John Christopher Donahue
Well, the groups that are most attentive to the floating NAV are those basically who want to end the money market fund, and that has been their heritage. So they are very, very few. If you look at the comments, of the 1,400 comments, high 90-percentage were against the floating NAV. So there are very, very few people who are articulating for the floating NAV, but they are a powerful and notable minority.
There are some in the media who are propounding for as well and some in the industry who see the beauty of floating the other guy’s NAV as the solution to the problem. But as to what my confidence level is and to what the SEC will do, I think I use the word what they should do. I don’t know what they are going to do and it’s hard for me to characterize the level of confidence in what the SEC will do, they should not do it and I would expect that they would allow good policy to win out here again and the biggest vote going on really, I’ve talked about the comments, I’ve talked about the way this business works, but the biggest comment really is that you have $2.7 trillion worth of voters in the marketplace deciding that these funds are the way they want to manage their cash.
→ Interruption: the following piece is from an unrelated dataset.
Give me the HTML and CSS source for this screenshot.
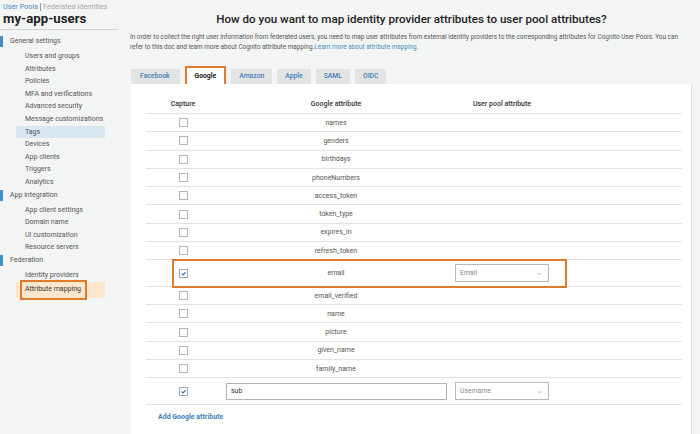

And that’s despite the fact that alongside of them, they could buy and roll US government securities, they could invest into big-to-fail banks and they could invest in our or others’ ultra-short funds with very modest fluctuations in the NAV and yet tens, if not, scores of basis points more in return.
And the reason is because of the efficiency and beauty of the money market fund product. So it’s hard to say what exactly they are going to do or when they are going to do it, but I don’t think that there is a good case been made for floating the NAV on these funds.
Operator
Thank you. Mr. Hanley, there are no further questions at this time. I’d like to turn the floor back to you for any closing and final comments.
Raymond J. Hanley
With that, we’ll conclude our call and we thank you for joining us today.
Operator
Thank you. This concludes today’s teleconference. We thank you for your participation, and you may disconnect at this time.